How is Kidney Stone Diagnosed? – Dr. A. Kadir Tepeler, MD

Kidney Stone
How is the diagnosis?

We use biochemical and radiological methods to diagnose kidney stones.
For this, we direct patients to the laboratory and radiology departments:

The first test is a urinalysis. Blood cells, crystals and bacteria are seen in the urine of stone patients if there is an infection. As a blood test, kidney function tests (creatinine, urea, BUN) should be done first. If infection is suspected, complete blood count and infection markers should be performed.

Definitive diagnosis of stone disease is made by radiological methods.

Ultrasound: It is the first preferred method. Not using radiation is the most important advantage and it is the first preferred method in children and pregnant patients.

X-Ray: As approximately 70% of the stones contain calcium, they can be viewed with X-ray (direct urinary system radiography). Stones that can be visualized by X-ray are called opaque (Ca-phosphate, Ca-oxalate), and those that cannot be visualized are called radiolucen or non-opaque stones (uric acid, ammonium urate, xanthine, drugs-induced stones). If some stones cannot be seen clearly, they are called semi-opaque (magnesium-ammonium-phosphate: struvite, apatite and cystine).

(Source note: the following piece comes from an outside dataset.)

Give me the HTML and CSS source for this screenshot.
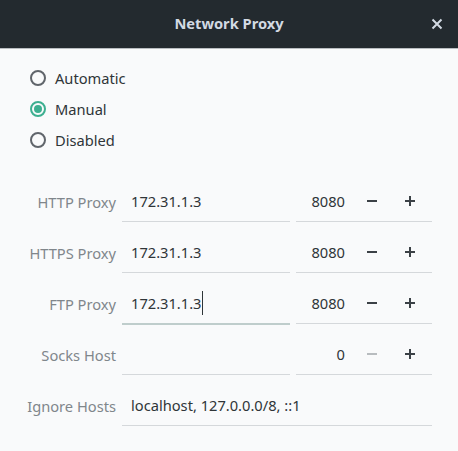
FILE: index.html
```html
<!DOCTYPE html>
<html>
<head>
<meta charset="utf-8">
<link rel="stylesheet" href="styles.css">
</head>
<body>
<div class="window">
  <header class="titlebar">
    <div class="title">Network Proxy</div>
    <button class="close" aria-label="Close">
      <svg width="12" height="12" viewBox="0 0 12 12"><path d="M1.5 1.5 L10.5 10.5 M10.5 1.5 L1.5 10.5" stroke="#d3dae3" stroke-width="2" fill="none"/></svg>
    </button>
  </header>
  <main class="content">
    <div class="radios">
      <label class="radio"><span class="dot"></span><span>Automatic</span></label>
      <label class="radio checked"><span class="dot"></span><span>Manual</span></label>
      <label class="radio"><span class="dot"></span><span>Disabled</span></label>
    </div>
    <div class="grid">
      <div class="label">HTTP Proxy</div>
      <div class="entry">172.31.1.3</div>
      <div class="spin"><span class="num">8080</span><span class="btn minus"></span><span class="btn plus"></span></div>

      <div class="label">HTTPS Proxy</div>
      <div class="entry">172.31.1.3</div>
      <div class="spin"><span class="num">8080</span><span class="btn minus"></span><span class="btn plus"></span></div>

      <div class="label">FTP Proxy</div>
      <div class="entry focused">172.31.1.3<span class="caret"></span></div>
      <div class="spin"><span class="num">8080</span><span class="btn minus"></span><span class="btn plus"></span></div>

      <div class="label">Socks Host</div>
      <div class="entry"></div>
      <div class="spin"><span class="num">0</span><span class="btn minus disabled"></span><span class="btn plus"></span></div>

      <div class="label">Ignore Hosts</div>
      <div class="entry wide">localhost, 127.0.0.0/8, ::1</div>
    </div>
  </main>
</div>
</body>
</html>
```
FILE: styles.css
```css
* { box-sizing: border-box; }
html, body { margin: 0; padding: 0; }
body {
  background: #f9fafb;
  font-family: "Noto Sans", "DejaVu Sans", sans-serif;
  font-size: 14.67px;
  color: #2f3538;
  width: 458px;
  height: 451px;
  overflow: hidden;
}
.titlebar {
  height: 49px;
  background: #232a2f;
  border-bottom: 1px solid #b9bdc1;
  display: flex;
  align-items: center;
  justify-content: center;
  position: relative;
}
.title {
  color: #d3dae3;
  font-weight: bold;
  font-size: 14.67px;
  margin-top: -2px;
}
.close {
  position: absolute;
  right: 14px;
  top: 17px;
  width: 14px;
  height: 14px;
  padding: 0;
  border: 0;
  background: transparent;
  display: flex;
  align-items: center;
  justify-content: center;
}
.content {
  padding: 13px 0 0 0;
}
.radios {
  display: flex;
  flex-direction: column;
  padding-left: 30px;
}
.radio {
  height: 31px;
  display: flex;
  align-items: center;
  gap: 9px;
  color: #2f3538;
}
.dot {
  width: 16px;
  height: 16px;
  border-radius: 50%;
  border: 2px solid #60656b;
  display: flex;
  align-items: center;
  justify-content: center;
}
.radio.checked .dot {
  border-color: #3daf90;
}
.radio.checked .dot::after {
  content: "";
  width: 8px;
  height: 8px;
  border-radius: 50%;
  background: #3daf90;
}
.grid {
  margin-top: 26px;
  display: grid;
  grid-template-columns: 116px 168px 136px;
  column-gap: 6px;
  row-gap: 10px;
  grid-auto-rows: 41px;
}
.label {
  text-align: right;
  color: #80868b;
  display: flex;
  align-items: center;
  justify-content: flex-end;
}
.entry {
  border-bottom: 1px solid #d5d8db;
  display: flex;
  align-items: center;
  padding-left: 9px;
  position: relative;
}
.entry.wide {
  grid-column: 2 / 4;
}
.entry.focused {
  border-bottom-color: #bfcdcc;
  box-shadow: 0 1px 0 #bfcdcc;
}
.caret {
  display: inline-block;
  width: 1px;
  height: 24px;
  background: #2f3538;
  margin-left: 1px;
}
.spin {
  border-bottom: 1px solid #d5d8db;
  display: flex;
  align-items: center;
  padding-right: 3px;
}
.num {
  flex: 1;
  text-align: right;
  padding-right: 8px;
}
.btn {
  width: 38px;
  height: 100%;
  position: relative;
}
.btn::before, .btn::after {
  content: "";
  position: absolute;
  background: #3b4146;
}
.btn::before {
  width: 10px;
  height: 2px;
  left: 14px;
  top: 19px;
}
.plus::after {
  width: 2px;
  height: 10px;
  left: 18px;
  top: 15px;
}
.minus::after { display: none; }
.btn.disabled::before { background: #b8bcbf; }
```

Tomography: Computed tomography (CT) is now accepted as the most sensitive (99%) method in the diagnosis of stone patients. The location, size and hardness (density) of the stone are the biggest advantages of providing information about the relationship of the kidney with the intra-abdominal organs. Although radiation exposure is its biggest disadvantage, this concern has been eliminated with the use of devices that emit low-dose radiation today.

Other: Nuclear methods (DMSA, DTPA, MAG3) can be applied in cases of structural disorders that cause loss of function or drainage disorder in the kidney. Magnetic resonance imaging (MRI) is the examination method that can be preferred in pregnant patients for whom X-ray methods are inconvenient.